If the machine is still under warranty it's worth giving Axi a call.

John


----------



## Alexam (14 Mar 2016)

Hi GarF, 

what size timber were you cutting at the time? With thicker timber (2"), sometimes the blade guide will interfear and often it is removed, but then you need to feel comfortable in holding the work down. Also have to checked that at the lowest speed, the blade is vertical from the side and from the front. It is important to make sure you have a dead vertical cut, (use a small engineers square).
Malcolm


----------



## Claymore (14 Mar 2016)

Any chance of some photos to show what you meaning? I have the same machine and trying to work out just where its out of line etc. Also the plastic rollers are a quick fix, I bought some plastic ones from Hegner when mine wore out and they seem to last ok so far, I will probably get some bearings when they fail)
2" is maximum thickness I would use on any scroll saw, as for the vibration my own saw has none and isn't even bolted down etc so if yours is vibrating then something must be faulty... give Axminster a call and see what the tech guys say... they are usually very helpful and you should soon be back in action.
How old is the saw? they are superb saws and yours is the first i have heard having vibration issues.

Cheers
Brian


----------



## GarF (14 Mar 2016)

Malcolm- I was cutting 3/4" pine-- some old futon slats

The blade was vertical to begin with- I tweaked the table when I got it using the cut a block of wood, flip it around and blade fits into kerf technique.

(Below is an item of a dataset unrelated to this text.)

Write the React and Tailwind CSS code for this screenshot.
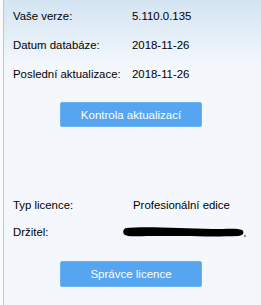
export default function App() {
  const font = { fontFamily: '"Liberation Sans", Arial, sans-serif' };

  return (
    <div className="w-[261px] h-[305px] bg-[#fafbfd] pl-[3px] overflow-hidden" style={font}>
      <div className="h-full border-l border-[#c3c6cb] bg-gradient-to-b from-[#d3e4f2] via-[#f4f8fc] via-[22%] to-[#f4f8fc] text-[11.4px] leading-[14px] text-black">
        {/* Version info */}
        <div className="pl-[9px] pt-[9px] flex flex-col gap-[15px]">
          <div className="flex">
            <span className="w-[119px]">Vaše verze:</span>
            <span>5.110.0.135</span>
          </div>
          <div className="flex">
            <span className="w-[119px]">Datum databáze:</span>
            <span>2018-11-26</span>
          </div>
          <div className="flex">
            <span className="w-[119px]">Poslední aktualizace:</span>
            <span>2018-11-26</span>
          </div>
        </div>

        <div className="flex justify-center mt-[21px]">
          <button className="ml-[-3px] w-[142px] h-[25px] rounded-[2px] bg-[#55a5f0] border border-[#6cb2f2] text-white text-[11.5px]">
            Kontrola aktualizací
          </button>
        </div>

        {/* Licence */}
        <div className="pl-[9px] mt-[71px] flex flex-col gap-[13px]">
          <div className="flex">
            <span className="w-[120px]">Typ licence:</span>
            <span>Profesionální edice</span>
          </div>
          <div className="flex items-center">
            <span className="w-[109px]">Držitel:</span>
            <span className="block w-[124px] h-[12px]">
              <svg width="124" height="12" viewBox="0 0 124 12">
                <path
                  d="M4 2 C20 0 60 2 90 3 C105 3 116 2 120 4 C123 6 121 10 116 10 C95 11 60 10 30 10 C15 10 6 11 3 9 C0 7 1 3 4 2 Z"
                  fill="#000"
                />
                <circle cx="123" cy="10" r="0.8" fill="#000" />
              </svg>
            </span>
          </div>
        </div>

        <div className="flex justify-center mt-[22px]">
          <button className="ml-[-3px] w-[142px] h-[26px] rounded-[2px] bg-[#55a5f0] border border-[#6cb2f2] text-white text-[11.5px]">
            Správce licence
          </button>
        </div>
      </div>
    </div>
  );
}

Will see if I can get some photos which show the deflection
Cheers
G


----------



## Alexam (14 Mar 2016)

Did you also check the side vertical? The blade should not be tilted and the block of wood check only gives 90 degrees from the front. 

With work of only 3/4" it should not be a problem at all. I might have expected a problem with 2". Perhaps others can help, or take it back and get a new Axminster Trade Ex16 which have just come out.


----------



## martinka (14 Mar 2016)

Check the bolts haven't come loose in the link arm that connects the motor to the lower arm, or that the link itself hasn't broken.


----------



## Claymore (14 Mar 2016)

could the plastic rollers be twisting the actual blade holder? have you removed all of the plastic rollers so the metal sits level?, just been out to check mine and its hard to tell how you could get it out of line unless the arm has bent but i'd be very surprised if it was bent.


----------



## martinka (14 Mar 2016)

I agree, Brian, it seems something drastic would have to happen for the arm to be noticeably out of line. If the arm didn't bend, which is unlikely anyway, that leaves the rear pivot bolt and bearing, just as unlikely, and the motor and its connection to the arm. Going on GarF's description, I am going for the link arm cracking and a bearing coming loose, or the link arm bolts coming adrift. Another possibility, though again unlikely, is the motor coming loose. 

GarF, if you take the left hand cover off, below the table, you can get a much better look at the link arm, and possibly get some photos.


----------



## GarF (14 Mar 2016)

Thanks for the advice so far. I have removed the metal guard from the left of the machine and by turning the drive wheel I have established that the tip of the lower arm describes and elliptical path being closest to the motor side at the bottom of the stroke and closest to the casting supporting the table just before the top of the stroke. Measurement is awkward but I found about 2.5mm from the casting at the top versus about 4.5mm at the bottom. The picture shows a 2.5mm allen key snugly held with the arm near the top of the stroke.

Using a square I found that at the top of the stroke the blade is near enough perpendicular to the table, but at the bottom substantially off - reflecting the deflection of the lower arm of about 2mm towards the motor at this point. After purchase I had to tilt the table somewhat to the right to get the blade perpendicular so the indicator arrow below the table is currently pointing to about minus one and a bit.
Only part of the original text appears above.